__Exercise objective__
Reproduce the listing below word for word, with no pictures.

__Information shown__
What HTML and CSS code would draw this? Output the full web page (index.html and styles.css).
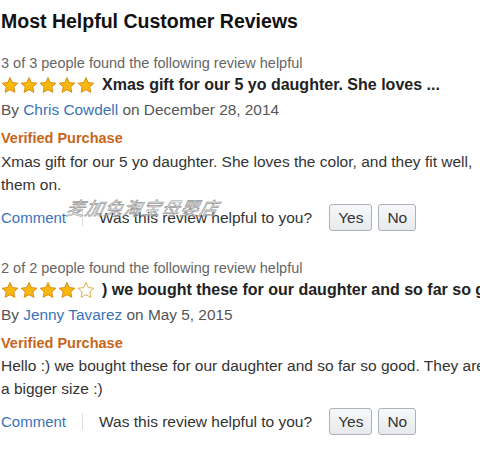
FILE: index.html
```html
<!DOCTYPE html>
<html>
<head>
<meta charset="utf-8">
<link rel="stylesheet" href="styles.css">
</head>
<body>
<div class="page">
  <h2 class="title">Most Helpful Customer Reviews</h2>

  <div class="review">
    <div class="helpful-count">3 of 3 people found the following review helpful</div>
    <div class="headline">
      <span class="stars">
        <svg class="star" viewBox="0 0 20 19"><path class="full" d="M10 1.2l2.6 5.6 6.1.7-4.5 4.2 1.2 6-5.4-3-5.4 3 1.2-6-4.5-4.2 6.1-.7z"/></svg>
        <svg class="star" viewBox="0 0 20 19"><path class="full" d="M10 1.2l2.6 5.6 6.1.7-4.5 4.2 1.2 6-5.4-3-5.4 3 1.2-6-4.5-4.2 6.1-.7z"/></svg>
        <svg class="star" viewBox="0 0 20 19"><path class="full" d="M10 1.2l2.6 5.6 6.1.7-4.5 4.2 1.2 6-5.4-3-5.4 3 1.2-6-4.5-4.2 6.1-.7z"/></svg>
        <svg class="star" viewBox="0 0 20 19"><path class="full" d="M10 1.2l2.6 5.6 6.1.7-4.5 4.2 1.2 6-5.4-3-5.4 3 1.2-6-4.5-4.2 6.1-.7z"/></svg>
        <svg class="star" viewBox="0 0 20 19"><path class="full" d="M10 1.2l2.6 5.6 6.1.7-4.5 4.2 1.2 6-5.4-3-5.4 3 1.2-6-4.5-4.2 6.1-.7z"/></svg>
      </span>
      <span class="review-title">Xmas gift for our 5 yo daughter. She loves ...</span>
    </div>
    <div class="byline">By <a class="link">Chris Cowdell</a> on December 28, 2014</div>
    <div class="verified">Verified Purchase</div>
    <div class="body">Xmas gift for our 5 yo daughter. She loves the color, and they fit well,<br>them on.</div>
    <div class="actions">
      <a class="link comment">Comment</a>
      <span class="sep"></span>
      <span class="question">Was this review helpful to you?</span>
      <span class="btn">Yes</span>
      <span class="btn">No</span>
      <span class="watermark">麦加兔淘宝母婴店</span>
    </div>
  </div>

  <div class="review review-second">
    <div class="helpful-count">2 of 2 people found the following review helpful</div>
    <div class="headline">
      <span class="stars">
        <svg class="star" viewBox="0 0 20 19"><path class="full" d="M10 1.2l2.6 5.6 6.1.7-4.5 4.2 1.2 6-5.4-3-5.4 3 1.2-6-4.5-4.2 6.1-.7z"/></svg>
        <svg class="star" viewBox="0 0 20 19"><path class="full" d="M10 1.2l2.6 5.6 6.1.7-4.5 4.2 1.2 6-5.4-3-5.4 3 1.2-6-4.5-4.2 6.1-.7z"/></svg>
        <svg class="star" viewBox="0 0 20 19"><path class="full" d="M10 1.2l2.6 5.6 6.1.7-4.5 4.2 1.2 6-5.4-3-5.4 3 1.2-6-4.5-4.2 6.1-.7z"/></svg>
        <svg class="star" viewBox="0 0 20 19"><path class="full" d="M10 1.2l2.6 5.6 6.1.7-4.5 4.2 1.2 6-5.4-3-5.4 3 1.2-6-4.5-4.2 6.1-.7z"/></svg>
        <svg class="star" viewBox="0 0 20 19"><path class="empty" d="M10 1.2l2.6 5.6 6.1.7-4.5 4.2 1.2 6-5.4-3-5.4 3 1.2-6-4.5-4.2 6.1-.7z"/></svg>
      </span>
      <span class="review-title">) we bought these for our daughter and so far so good</span>
    </div>
    <div class="byline">By <a class="link">Jenny Tavarez</a> on May 5, 2015</div>
    <div class="verified">Verified Purchase</div>
    <div class="body">Hello :) we bought these for our daughter and so far so good. They are<br>a bigger size :)</div>
    <div class="actions">
      <a class="link comment">Comment</a>
      <span class="sep"></span>
      <span class="question">Was this review helpful to you?</span>
      <span class="btn">Yes</span>
      <span class="btn">No</span>
    </div>
  </div>
</div>
</body>
</html>
```

FILE: styles.css
```css
html, body {
  margin: 0;
  padding: 0;
  background: #fff;
  overflow: hidden;
}

.page {
  width: 479px;
  overflow: hidden;
  padding-left: 1px;
  font-family: Arial, "Liberation Sans", "Noto Sans CJK SC", sans-serif;
  color: #333;
}

.title {
  margin: 9px 0 19px;
  font-size: 19.5px;
  line-height: 24px;
  font-weight: bold;
  color: #111;
  white-space: nowrap;
}

.review {
  margin-bottom: 26px;
}

.helpful-count {
  font-size: 14.5px;
  line-height: 22px;
  color: #666;
  white-space: nowrap;
}

.headline {
  display: flex;
  align-items: center;
  height: 22px;
  white-space: nowrap;
}

.stars {
  display: flex;
  gap: 1px;
  margin-right: 7px;
}

.star {
  width: 18px;
  height: 18px;
  display: block;
}

.full {
  fill: #f7b70d;
  stroke: #d8860b;
  stroke-width: 1;
  stroke-linejoin: round;
}

.empty {
  fill: #fff;
  stroke: #d9a53a;
  stroke-width: 1;
  stroke-linejoin: round;
}

.review-title {
  font-size: 16px;
  font-weight: bold;
  color: #222;
}

.byline {
  margin-top: 2px;
  font-size: 15.4px;
  line-height: 24px;
  color: #555;
  white-space: nowrap;
}

.link {
  color: #3a73b8;
  text-decoration: none;
}

.verified {
  margin-top: 4px;
  font-size: 14.5px;
  line-height: 24px;
  font-weight: bold;
  color: #c7661a;
}

.body {
  font-size: 15.5px;
  line-height: 23px;
  color: #333;
  white-space: nowrap;
}

.review-second .body {
  margin-top: -1px;
}

.actions {
  position: relative;
  display: flex;
  align-items: center;
  height: 27px;
  margin-top: 8px;
  font-size: 15.5px;
  white-space: nowrap;
}

.comment {
  font-size: 15px;
}

.sep {
  width: 1px;
  height: 17px;
  background: #ddd;
  margin: 0 16px 0 16px;
}

.question {
  color: #333;
  margin-right: 17px;
}

.btn {
  display: inline-flex;
  align-items: center;
  justify-content: center;
  height: 25px;
  padding: 0 8px;
  margin-right: 6px;
  border: 1px solid #adb1b8;
  border-radius: 3px;
  background: linear-gradient(#f7f8fa, #e7e9ec);
  color: #333;
  font-size: 15.5px;
}

.watermark {
  position: absolute;
  left: 66px;
  top: -10px;
  font-family: "Noto Sans CJK SC", sans-serif;
  font-size: 18px;
  font-style: italic;
  letter-spacing: 1px;
  color: rgba(255, 255, 255, 0.3);
  -webkit-text-stroke: 0.7px #999;
  transform: skewX(-12deg);
}
```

__Complete response__
What HTML and CSS code would draw this? Output the full web page (index.html and styles.css).
FILE: index.html
```html
<!DOCTYPE html>
<html>
<head>
<meta charset="utf-8">
<link rel="stylesheet" href="styles.css">
</head>
<body>
<div class="page">
  <h2 class="title">Most Helpful Customer Reviews</h2>

  <div class="review">
    <div class="helpful-count">3 of 3 people found the following review helpful</div>
    <div class="headline">
      <span class="stars">
        <svg class="star" viewBox="0 0 20 19"><path class="full" d="M10 1.2l2.6 5.6 6.1.7-4.5 4.2 1.2 6-5.4-3-5.4 3 1.2-6-4.5-4.2 6.1-.7z"/></svg>
        <svg class="star" viewBox="0 0 20 19"><path class="full" d="M10 1.2l2.6 5.6 6.1.7-4.5 4.2 1.2 6-5.4-3-5.4 3 1.2-6-4.5-4.2 6.1-.7z"/></svg>
        <svg class="star" viewBox="0 0 20 19"><path class="full" d="M10 1.2l2.6 5.6 6.1.7-4.5 4.2 1.2 6-5.4-3-5.4 3 1.2-6-4.5-4.2 6.1-.7z"/></svg>
        <svg class="star" viewBox="0 0 20 19"><path class="full" d="M10 1.2l2.6 5.6 6.1.7-4.5 4.2 1.2 6-5.4-3-5.4 3 1.2-6-4.5-4.2 6.1-.7z"/></svg>
        <svg class="star" viewBox="0 0 20 19"><path class="full" d="M10 1.2l2.6 5.6 6.1.7-4.5 4.2 1.2 6-5.4-3-5.4 3 1.2-6-4.5-4.2 6.1-.7z"/></svg>
      </span>
      <span class="review-title">Xmas gift for our 5 yo daughter. She loves ...</span>
    </div>
    <div class="byline">By <a class="link">Chris Cowdell</a> on December 28, 2014</div>
    <div class="verified">Verified Purchase</div>
    <div class="body">Xmas gift for our 5 yo daughter. She loves the color, and they fit well,<br>them on.</div>
    <div class="actions">
      <a class="link comment">Comment</a>
      <span class="sep"></span>
      <span class="question">Was this review helpful to you?</span>
      <span class="btn">Yes</span>
      <span class="btn">No</span>
      <span class="watermark">麦加兔淘宝母婴店</span>
    </div>
  </div>

  <div class="review review-second">
    <div class="helpful-count">2 of 2 people found the following review helpful</div>
    <div class="headline">
      <span class="stars">
        <svg class="star" viewBox="0 0 20 19"><path class="full" d="M10 1.2l2.6 5.6 6.1.7-4.5 4.2 1.2 6-5.4-3-5.4 3 1.2-6-4.5-4.2 6.1-.7z"/></svg>
        <svg class="star" viewBox="0 0 20 19"><path class="full" d="M10 1.2l2.6 5.6 6.1.7-4.5 4.2 1.2 6-5.4-3-5.4 3 1.2-6-4.5-4.2 6.1-.7z"/></svg>
        <svg class="star" viewBox="0 0 20 19"><path class="full" d="M10 1.2l2.6 5.6 6.1.7-4.5 4.2 1.2 6-5.4-3-5.4 3 1.2-6-4.5-4.2 6.1-.7z"/></svg>
        <svg class="star" viewBox="0 0 20 19"><path class="full" d="M10 1.2l2.6 5.6 6.1.7-4.5 4.2 1.2 6-5.4-3-5.4 3 1.2-6-4.5-4.2 6.1-.7z"/></svg>
        <svg class="star" viewBox="0 0 20 19"><path class="empty" d="M10 1.2l2.6 5.6 6.1.7-4.5 4.2 1.2 6-5.4-3-5.4 3 1.2-6-4.5-4.2 6.1-.7z"/></svg>
      </span>
      <span class="review-title">) we bought these for our daughter and so far so good</span>
    </div>
    <div class="byline">By <a class="link">Jenny Tavarez</a> on May 5, 2015</div>
    <div class="verified">Verified Purchase</div>
    <div class="body">Hello :) we bought these for our daughter and so far so good. They are<br>a bigger size :)</div>
    <div class="actions">
      <a class="link comment">Comment</a>
      <span class="sep"></span>
      <span class="question">Was this review helpful to you?</span>
      <span class="btn">Yes</span>
      <span class="btn">No</span>
    </div>
  </div>
</div>
</body>
</html>
```

FILE: styles.css
```css
html, body {
  margin: 0;
  padding: 0;
  background: #fff;
  overflow: hidden;
}

.page {
  width: 479px;
  overflow: hidden;
  padding-left: 1px;
  font-family: Arial, "Liberation Sans", "Noto Sans CJK SC", sans-serif;
  color: #333;
}

.title {
  margin: 9px 0 19px;
  font-size: 19.5px;
  line-height: 24px;
  font-weight: bold;
  color: #111;
  white-space: nowrap;
}

.review {
  margin-bottom: 26px;
}

.helpful-count {
  font-size: 14.5px;
  line-height: 22px;
  color: #666;
  white-space: nowrap;
}

.headline {
  display: flex;
  align-items: center;
  height: 22px;
  white-space: nowrap;
}

.stars {
  display: flex;
  gap: 1px;
  margin-right: 7px;
}

.star {
  width: 18px;
  height: 18px;
  display: block;
}

.full {
  fill: #f7b70d;
  stroke: #d8860b;
  stroke-width: 1;
  stroke-linejoin: round;
}

.empty {
  fill: #fff;
  stroke: #d9a53a;
  stroke-width: 1;
  stroke-linejoin: round;
}

.review-title {
  font-size: 16px;
  font-weight: bold;
  color: #222;
}

.byline {
  margin-top: 2px;
  font-size: 15.4px;
  line-height: 24px;
  color: #555;
  white-space: nowrap;
}

.link {
  color: #3a73b8;
  text-decoration: none;
}

.verified {
  margin-top: 4px;
  font-size: 14.5px;
  line-height: 24px;
  font-weight: bold;
  color: #c7661a;
}

.body {
  font-size: 15.5px;
  line-height: 23px;
  color: #333;
  white-space: nowrap;
}

.review-second .body {
  margin-top: -1px;
}

.actions {
  position: relative;
  display: flex;
  align-items: center;
  height: 27px;
  margin-top: 8px;
  font-size: 15.5px;
  white-space: nowrap;
}

.comment {
  font-size: 15px;
}

.sep {
  width: 1px;
  height: 17px;
  background: #ddd;
  margin: 0 16px 0 16px;
}

.question {
  color: #333;
  margin-right: 17px;
}

.btn {
  display: inline-flex;
  align-items: center;
  justify-content: center;
  height: 25px;
  padding: 0 8px;
  margin-right: 6px;
  border: 1px solid #adb1b8;
  border-radius: 3px;
  background: linear-gradient(#f7f8fa, #e7e9ec);
  color: #333;
  font-size: 15.5px;
}

.watermark {
  position: absolute;
  left: 66px;
  top: -10px;
  font-family: "Noto Sans CJK SC", sans-serif;
  font-size: 18px;
  font-style: italic;
  letter-spacing: 1px;
  color: rgba(255, 255, 255, 0.3);
  -webkit-text-stroke: 0.7px #999;
  transform: skewX(-12deg);
}
```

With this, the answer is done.